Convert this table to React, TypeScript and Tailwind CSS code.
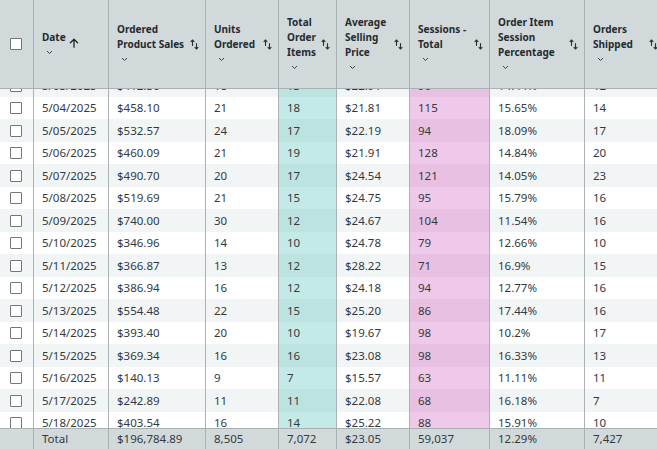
import React from "react";

type Row = [string, string, string, string, string, string, string, string];

const rows: Row[] = [
  ["5/03/2025", "$412.36", "18", "13", "$22.91", "90", "14.44%", "12"],
  ["5/04/2025", "$458.10", "21", "18", "$21.81", "115", "15.65%", "14"],
  ["5/05/2025", "$532.57", "24", "17", "$22.19", "94", "18.09%", "17"],
  ["5/06/2025", "$460.09", "21", "19", "$21.91", "128", "14.84%", "20"],
  ["5/07/2025", "$490.70", "20", "17", "$24.54", "121", "14.05%", "23"],
  ["5/08/2025", "$519.69", "21", "15", "$24.75", "95", "15.79%", "16"],
  ["5/09/2025", "$740.00", "30", "12", "$24.67", "104", "11.54%", "16"],
  ["5/10/2025", "$346.96", "14", "10", "$24.78", "79", "12.66%", "10"],
  ["5/11/2025", "$366.87", "13", "12", "$28.22", "71", "16.9%", "15"],
  ["5/12/2025", "$386.94", "16", "12", "$24.18", "94", "12.77%", "16"],
  ["5/13/2025", "$554.48", "22", "15", "$25.20", "86", "17.44%", "16"],
  ["5/14/2025", "$393.40", "20", "10", "$19.67", "98", "10.2%", "17"],
  ["5/15/2025", "$369.34", "16", "16", "$23.08", "98", "16.33%", "13"],
  ["5/16/2025", "$140.13", "9", "7", "$15.57", "63", "11.11%", "11"],
  ["5/17/2025", "$242.89", "11", "11", "$22.08", "68", "16.18%", "7"],
  ["5/18/2025", "$403.54", "16", "14", "$25.22", "88", "15.91%", "10"],
];

const totals = ["Total", "$196,784.89", "8,505", "7,072", "$23.05", "59,037", "12.29%", "7,427"];

const headers: string[][] = [
  ["Date"],
  ["Ordered", "Product Sales"],
  ["Units", "Ordered"],
  ["Total", "Order", "Items"],
  ["Average", "Selling", "Price"],
  ["Sessions -", "Total"],
  ["Order Item", "Session", "Percentage"],
  ["Orders", "Shipped"],
];

const grid = "grid grid-cols-[34px_75px_97px_73px_58px_73px_80px_95px_80px]";
const line = "border-r border-[#aab2b3]";

function Chevron() {
  return (
    <svg width="7" height="5" viewBox="0 0 7 5" className="ml-[4px] mt-[5px] mb-[4px]">
      <polyline points="1,1 3.5,3.5 6,1" fill="none" stroke="#3a4247" strokeWidth="1" />
    </svg>
  );
}

function SortIcon() {
  return (
    <svg width="9" height="11" viewBox="0 0 9 11" className="shrink-0">
      <g fill="none" stroke="#2b3236" strokeWidth="1.1" strokeLinecap="round" strokeLinejoin="round">
        <path d="M2.5 1v5.5M1 2.6 2.5 1 4 2.6" />
        <path d="M6.5 4.5V10M5 8.4 6.5 10 8 8.4" />
      </g>
    </svg>
  );
}

function UpArrow() {
  return (
    <svg width="10" height="10" viewBox="0 0 10 10" className="ml-[3px] mt-[8.5px] shrink-0">
      <g fill="none" stroke="#1f2629" strokeWidth="1.3" strokeLinecap="round" strokeLinejoin="round">
        <path d="M5 1.2v8M1.4 4.8 5 1.2l3.6 3.6" />
      </g>
    </svg>
  );
}

function Checkbox() {
  return <div className="w-[12px] h-[12px] border border-[#6f777b] bg-white rounded-[1px]" />;
}

export default function App() {
  return (
    <div
      className="w-[657px] h-[449px] overflow-hidden flex flex-col bg-white text-[#333a3e]"
      style={{ fontFamily: "'Noto Sans', 'Open Sans', sans-serif" }}
    >
      {/* Header */}
      <div className={`${grid} h-[89px] shrink-0 bg-[#d2d9da] border-b border-[#a9b1b2]`}>
        <div className={`${line} flex items-center pl-[10px]`}>
          <Checkbox />
        </div>
        {headers.map((h, i) => (
          <div
            key={i}
            className={`${line} flex items-center justify-between pl-2 pr-[6px] text-[10px] font-bold leading-[15px] text-[#232b30]`}
          >
            {i === 0 ? (
              <div className="flex items-start">
                <div className="flex flex-col">
                  <span>Date</span>
                  <Chevron />
                </div>
                <UpArrow />
              </div>
            ) : (
              <>
                <div className="flex flex-col whitespace-nowrap">
                  {h.map((t) => (
                    <span key={t}>{t}</span>
                  ))}
                  <Chevron />
                </div>
                <SortIcon />
              </>
            )}
          </div>
        ))}
      </div>

      {/* Body, scrolled a little */}
      <div className="flex-1 overflow-hidden">
        <div className="-mt-[14.75px]">
          {rows.map((r, idx) => {
            const stripe = idx % 2 === 0;
            return (
              <div
                key={r[0]}
                className={`${grid} h-[22.5px] text-[11.5px] ${stripe ? "bg-[#f2f5f5]" : "bg-white"}`}
              >
                <div className={`${line} flex items-center pl-[10px]`}>
                  <Checkbox />
                </div>
                {r.map((v, c) => {
                  let bg = "";
                  if (c === 3) bg = stripe ? "bg-[#bde3e0]" : "bg-[#c4eae7]";
                  if (c === 5) bg = stripe ? "bg-[#e8c1e2]" : "bg-[#efc9e9]";
                  return (
                    <div key={c} className={`${line} ${bg} flex items-center pl-2`}>
                      {v}
                    </div>
                  );
                })}
              </div>
            );
          })}
        </div>
      </div>

      {/* Footer totals */}
      <div className={`${grid} h-[21px] shrink-0 bg-[#d2d9da] border-t border-[#a9b1b2] text-[11.5px]`}>
        <div className={line} />
        {totals.map((t, i) => (
          <div key={i} className={`${line} flex items-center pl-2`}>
            {t}
          </div>
        ))}
      </div>
    </div>
  );
}
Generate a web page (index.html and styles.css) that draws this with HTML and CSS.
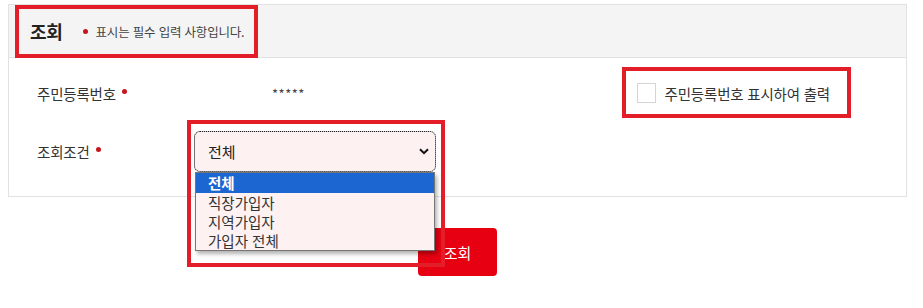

-.-.-

▸ What is expected:
Which lines contain "React"? Show each of them.

▸ Exercise response:
Convert this table to React, TypeScript and Tailwind CSS code.
import React from "react";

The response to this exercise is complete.